It’s indoor recess. I am making the rounds, and uncharacteristically, having a fairly easy time of it. I head into each classroom, make some small chat and then move my way along to another room to do more of the same. I arrive in one room where a student sits at his desk, a scowl on his face. I crouch down beside him to chat.
“Go away,” he says forcefully.
Undeterred, I maintain a calm demeanor and persevere.
“I haven’t chatted with you for a while, how are things?” I ask, smiling hopefully.
“Go away,” he says again. “I don’t want to talk to you. LEAVE.”
I am a little taken aback, but still undeterred. I walk out of the room. Collecting my thoughts, I think of an idea, turn on my heels and then go back to him again. It is an idea that I hope connects.
Take two. I offer him an opportunity.
“Leave.”
This time, I do.
In thinking of care, I am reminded that not all the ways I offer care will be accepted. In fact, I don’t always offer care that students may want right now…or even want later. Sometimes the best care you can give a student is to listen and learn. Not act, not do, not react, not offer. Just listen.
In listening that day, I realized that for the caring process to be completed, the student has to receive my care. Not return it: just receive it.

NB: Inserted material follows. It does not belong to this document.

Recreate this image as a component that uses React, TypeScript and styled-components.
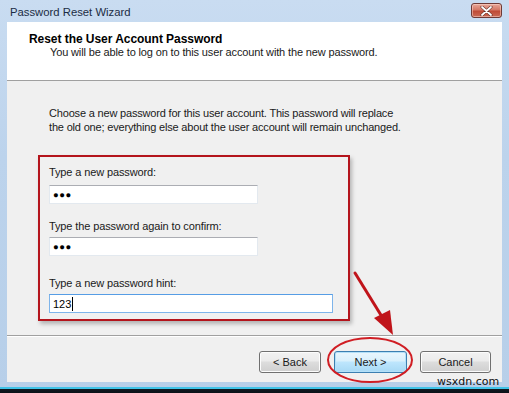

The best care I could give in the above scenario was to listen and give time for this student to return to a state of calm himself. Not pushing, not expecting. Not even offering judgement.
Just waiting.
Because waiting is a way to care when we don’t know what else to do.
Nel Noddings (2005) talks about care being reciprocal. That sounds like a mutual effort, in which I care for you and then you care back for me. But in caring relations, the reciprocal just simply means received. During caring encounters, Noddings (2005) describes the state of consciousness of the one-caring as characterized by attentive receptivity and a desire to respond in a way that furthers the cared-for’s purpose or requirement at hand. The cared-for’s consciousness is then characterized by reception, recognition and response. “The cared-for receives the caring and shows that it has been received” (Noddings, 2005, p. 16). Thus, the recognition that the one-caring gets in return from the one being cared-for is what completes the caring encounter, providing a completion of the encounter.
Care, according to Noddings (2005), is a relation, connection or encounter between two or more persons, with one person acting in the role of caregiver and the other (s) acting as the receivers of that care (p. 15). For this type of connection to be characterized as a caring one, the care given by the caregiver must be received by the cared-for; if this does not occur, the encounter cannot truly be called a caring relation.
Noddings (2005) continues:
When we care for others, we attend and respond as nearly as we can to expressed needs. When we have to refuse a request— because we lack the necessary resources, find the request unwise, or even evaluate it as morally wrong— we still try to support a caring relation. It can be very difficult, but our purpose is to connect with the other, to make both our lives ethically better— not to overcome, defeat, ostracize, or eliminate him (Noddings, 2005, p. xxv)
A request to ‘leave’ is an expressed need. So is the request to ‘go away’. I also perceived that this student needed time and patience from me as well. When I gave it, it was received.
And thus, a caring encounter had occured— regardless of the outcome.
Such a great point. I work with students as well…some with emotional disabilities. I so know that not all caring acts are well received. Such a great reminder because we never know what’s happening beneath the surface as the kindness is expressed. Might bring a little healing that we just don’t see. Thanks so much for sharing.